Work Party to Prepare for March and Rally
Saturday, February 8, 10:30a.m.-6:00p.m. (come anytime, leave anytime)
1315 S. Henderson (E. Grand and I-30)
Bring your group (or just yourself) to make a banner with your groups' name on it. A work shop and supplies will be available.
:: Scott S
[+] :: ...
:: 6.2.03 ::
Laugh or Cry?
So suppose you're Ian MacKaye and you happen to be sitting at home flipping around on the television and you happen to land on MTV and it happens to be one of their "News Briefs" that are really more like advertisements (barring the occasional obituary or arrest) and the news piece happens to be an announcement of a tour containing Metallica, Limp Bizkit, and Linkin Park, and they happen to show a picture of a member of each of those bands, and you see this.
On the train yesterday, I finished Millennium: A Comedy of the year 2000 by Upton Sinclair.
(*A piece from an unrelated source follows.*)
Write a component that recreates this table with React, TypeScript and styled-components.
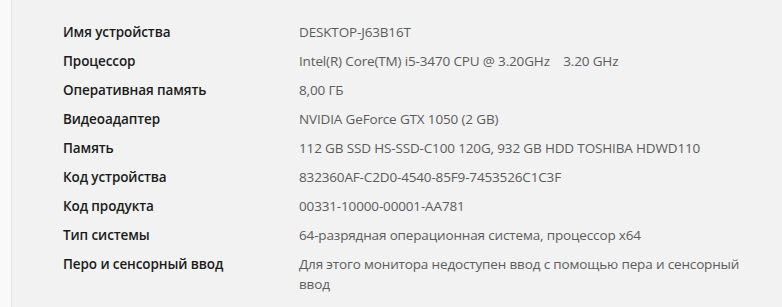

After reading The Jungle, I was very enthusiastic about picking up something else that Sinclair had written. I was a little bit disappointed.
The Millennium is a satirical allegory, to best describe it, that was originally written as a play by Sinclair. It winds up being a pretty short book (about 240 small pages). It's about eleven people who are left as the only inhabitants of Earth after a radium explosion. Most of these people are very rich, of the ruling class. Two of the survivors are not. If you're familiar with Sinclair's philosophy on life and political stances, you can predict pretty easily what will happen in the book. The survivors are left to go through the stages of what can best be described as a microcosmic scenario summarizing Sinclair's socialistic ideals. It's not a bad read, but it's not that great. For a comedy, it certainly isn't very funny, and it's lacking the sharp tongue and quick wit of a good satire. It's just kind of.....feh. I by no means regret reading it, but there are dozens of other books that I would recommend before I would recommend this one.
:: Scott S
[+] :: ...
:: 4.2.03 ::
Some quick links, and a hint
Bored at work? Need something to read while eating lunch? Give these a shot:
Fascist Websites for Children -- Concerned that your children might not be getting the guidance that they need in their quest to grow up to be healthy and productive citizens of the Homeland? Worry no more! (I posted it on MeFi. Via SixDW) +*+*+*+*+*+*+*+*+*+ AOL reports first drop in subscribers. The first crumble in the stone that upholds the evil empire. I'm guessing that everybody that's going to be on the net and is over the age of 60 is already signed up. Now they're losing subscribers. You do the math. (via anil's sidebar) +*+*+*+*+*+*+*+*+*+ Handy (and friendly interfaced) little HTML color wheel that I found yesterday. +*+*+*+*+*+*+*+*+*+ Oh, and the hint? With the two year anniversary of the 'pogo coming up next month, I'm deciding how to celebrate. I think I've figured it out (and no, it's not a redesign). But some pieces have to fall into place first. We'll see how it goes.
:: Scott S
[+] :: ...
:: 3.2.03 ::
Best. Episodes. Ever?
In celebration of the upcoming 300th episode, Entertainment Weekly makes a list of the 25 best and 1 worst Simpsons episodes ever. I won't comment on the worst (suffice to say, I disagree) but for my money (and quotability!) here are my favorite seven episodes. I had five, but of course kept thinking of more, so I'd better stop before I just list every damn episode. And only one of mine matches up with the EW list. No particular order, blah blah etc.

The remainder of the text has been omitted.